#### WRITTEN PROBLEM
All of the data below must be repeated exactly.

#### DATASET EXTRACT
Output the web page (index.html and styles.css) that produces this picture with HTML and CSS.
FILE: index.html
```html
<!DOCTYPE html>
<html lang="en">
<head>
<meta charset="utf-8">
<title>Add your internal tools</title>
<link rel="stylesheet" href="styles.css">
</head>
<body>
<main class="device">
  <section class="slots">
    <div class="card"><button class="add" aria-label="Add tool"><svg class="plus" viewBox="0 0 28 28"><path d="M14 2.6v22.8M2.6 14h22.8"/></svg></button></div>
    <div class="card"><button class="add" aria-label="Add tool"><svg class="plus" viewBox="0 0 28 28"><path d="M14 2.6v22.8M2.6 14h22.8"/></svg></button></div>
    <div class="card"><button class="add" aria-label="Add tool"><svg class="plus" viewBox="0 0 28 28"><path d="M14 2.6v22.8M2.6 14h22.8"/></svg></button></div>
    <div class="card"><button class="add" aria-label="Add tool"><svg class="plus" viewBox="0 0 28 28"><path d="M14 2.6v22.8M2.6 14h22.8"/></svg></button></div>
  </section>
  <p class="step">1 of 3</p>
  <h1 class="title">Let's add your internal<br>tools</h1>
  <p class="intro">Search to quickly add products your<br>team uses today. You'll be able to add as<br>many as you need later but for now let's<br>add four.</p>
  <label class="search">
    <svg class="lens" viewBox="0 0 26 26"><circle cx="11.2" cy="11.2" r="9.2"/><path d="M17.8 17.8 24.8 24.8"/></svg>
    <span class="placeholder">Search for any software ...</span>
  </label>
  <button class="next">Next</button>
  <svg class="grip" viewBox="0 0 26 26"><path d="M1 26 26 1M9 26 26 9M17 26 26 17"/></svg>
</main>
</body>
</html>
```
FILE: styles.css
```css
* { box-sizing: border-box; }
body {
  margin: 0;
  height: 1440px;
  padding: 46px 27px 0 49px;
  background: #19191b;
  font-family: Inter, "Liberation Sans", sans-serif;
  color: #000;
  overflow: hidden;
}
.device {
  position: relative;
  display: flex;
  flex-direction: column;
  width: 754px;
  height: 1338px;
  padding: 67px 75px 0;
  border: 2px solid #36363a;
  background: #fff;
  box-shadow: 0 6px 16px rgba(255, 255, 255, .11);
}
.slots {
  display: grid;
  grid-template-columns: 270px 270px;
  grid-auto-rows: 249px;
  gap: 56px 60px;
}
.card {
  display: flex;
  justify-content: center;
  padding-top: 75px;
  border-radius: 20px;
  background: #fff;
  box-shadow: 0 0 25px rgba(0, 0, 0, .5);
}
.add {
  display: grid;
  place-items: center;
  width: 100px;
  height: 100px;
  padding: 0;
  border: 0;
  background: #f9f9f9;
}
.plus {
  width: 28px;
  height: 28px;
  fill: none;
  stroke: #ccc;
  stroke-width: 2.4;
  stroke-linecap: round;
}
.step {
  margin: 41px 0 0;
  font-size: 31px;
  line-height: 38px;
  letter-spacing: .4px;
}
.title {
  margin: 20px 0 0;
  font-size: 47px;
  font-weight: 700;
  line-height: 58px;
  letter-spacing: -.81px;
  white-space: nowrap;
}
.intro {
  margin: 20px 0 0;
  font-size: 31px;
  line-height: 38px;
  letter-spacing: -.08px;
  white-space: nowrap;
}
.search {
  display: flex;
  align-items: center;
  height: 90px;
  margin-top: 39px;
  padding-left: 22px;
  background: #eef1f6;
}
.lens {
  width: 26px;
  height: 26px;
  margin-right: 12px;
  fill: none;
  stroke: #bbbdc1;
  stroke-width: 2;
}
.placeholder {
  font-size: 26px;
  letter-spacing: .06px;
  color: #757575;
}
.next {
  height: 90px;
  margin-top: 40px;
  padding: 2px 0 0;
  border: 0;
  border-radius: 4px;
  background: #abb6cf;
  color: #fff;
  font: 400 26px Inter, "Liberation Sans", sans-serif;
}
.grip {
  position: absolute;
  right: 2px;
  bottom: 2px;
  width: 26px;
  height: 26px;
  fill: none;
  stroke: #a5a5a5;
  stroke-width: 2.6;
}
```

#### OUTPUT BELOW
Output the web page (index.html and styles.css) that produces this picture with HTML and CSS.
FILE: index.html
```html
<!DOCTYPE html>
<html lang="en">
<head>
<meta charset="utf-8">
<title>Add your internal tools</title>
<link rel="stylesheet" href="styles.css">
</head>
<body>
<main class="device">
  <section class="slots">
    <div class="card"><button class="add" aria-label="Add tool"><svg class="plus" viewBox="0 0 28 28"><path d="M14 2.6v22.8M2.6 14h22.8"/></svg></button></div>
    <div class="card"><button class="add" aria-label="Add tool"><svg class="plus" viewBox="0 0 28 28"><path d="M14 2.6v22.8M2.6 14h22.8"/></svg></button></div>
    <div class="card"><button class="add" aria-label="Add tool"><svg class="plus" viewBox="0 0 28 28"><path d="M14 2.6v22.8M2.6 14h22.8"/></svg></button></div>
    <div class="card"><button class="add" aria-label="Add tool"><svg class="plus" viewBox="0 0 28 28"><path d="M14 2.6v22.8M2.6 14h22.8"/></svg></button></div>
  </section>
  <p class="step">1 of 3</p>
  <h1 class="title">Let's add your internal<br>tools</h1>
  <p class="intro">Search to quickly add products your<br>team uses today. You'll be able to add as<br>many as you need later but for now let's<br>add four.</p>
  <label class="search">
    <svg class="lens" viewBox="0 0 26 26"><circle cx="11.2" cy="11.2" r="9.2"/><path d="M17.8 17.8 24.8 24.8"/></svg>
    <span class="placeholder">Search for any software ...</span>
  </label>
  <button class="next">Next</button>
  <svg class="grip" viewBox="0 0 26 26"><path d="M1 26 26 1M9 26 26 9M17 26 26 17"/></svg>
</main>
</body>
</html>
```
FILE: styles.css
```css
* { box-sizing: border-box; }
body {
  margin: 0;
  height: 1440px;
  padding: 46px 27px 0 49px;
  background: #19191b;
  font-family: Inter, "Liberation Sans", sans-serif;
  color: #000;
  overflow: hidden;
}
.device {
  position: relative;
  display: flex;
  flex-direction: column;
  width: 754px;
  height: 1338px;
  padding: 67px 75px 0;
  border: 2px solid #36363a;
  background: #fff;
  box-shadow: 0 6px 16px rgba(255, 255, 255, .11);
}
.slots {
  display: grid;
  grid-template-columns: 270px 270px;
  grid-auto-rows: 249px;
  gap: 56px 60px;
}
.card {
  display: flex;
  justify-content: center;
  padding-top: 75px;
  border-radius: 20px;
  background: #fff;
  box-shadow: 0 0 25px rgba(0, 0, 0, .5);
}
.add {
  display: grid;
  place-items: center;
  width: 100px;
  height: 100px;
  padding: 0;
  border: 0;
  background: #f9f9f9;
}
.plus {
  width: 28px;
  height: 28px;
  fill: none;
  stroke: #ccc;
  stroke-width: 2.4;
  stroke-linecap: round;
}
.step {
  margin: 41px 0 0;
  font-size: 31px;
  line-height: 38px;
  letter-spacing: .4px;
}
.title {
  margin: 20px 0 0;
  font-size: 47px;
  font-weight: 700;
  line-height: 58px;
  letter-spacing: -.81px;
  white-space: nowrap;
}
.intro {
  margin: 20px 0 0;
  font-size: 31px;
  line-height: 38px;
  letter-spacing: -.08px;
  white-space: nowrap;
}
.search {
  display: flex;
  align-items: center;
  height: 90px;
  margin-top: 39px;
  padding-left: 22px;
  background: #eef1f6;
}
.lens {
  width: 26px;
  height: 26px;
  margin-right: 12px;
  fill: none;
  stroke: #bbbdc1;
  stroke-width: 2;
}
.placeholder {
  font-size: 26px;
  letter-spacing: .06px;
  color: #757575;
}
.next {
  height: 90px;
  margin-top: 40px;
  padding: 2px 0 0;
  border: 0;
  border-radius: 4px;
  background: #abb6cf;
  color: #fff;
  font: 400 26px Inter, "Liberation Sans", sans-serif;
}
.grip {
  position: absolute;
  right: 2px;
  bottom: 2px;
  width: 26px;
  height: 26px;
  fill: none;
  stroke: #a5a5a5;
  stroke-width: 2.6;
}
```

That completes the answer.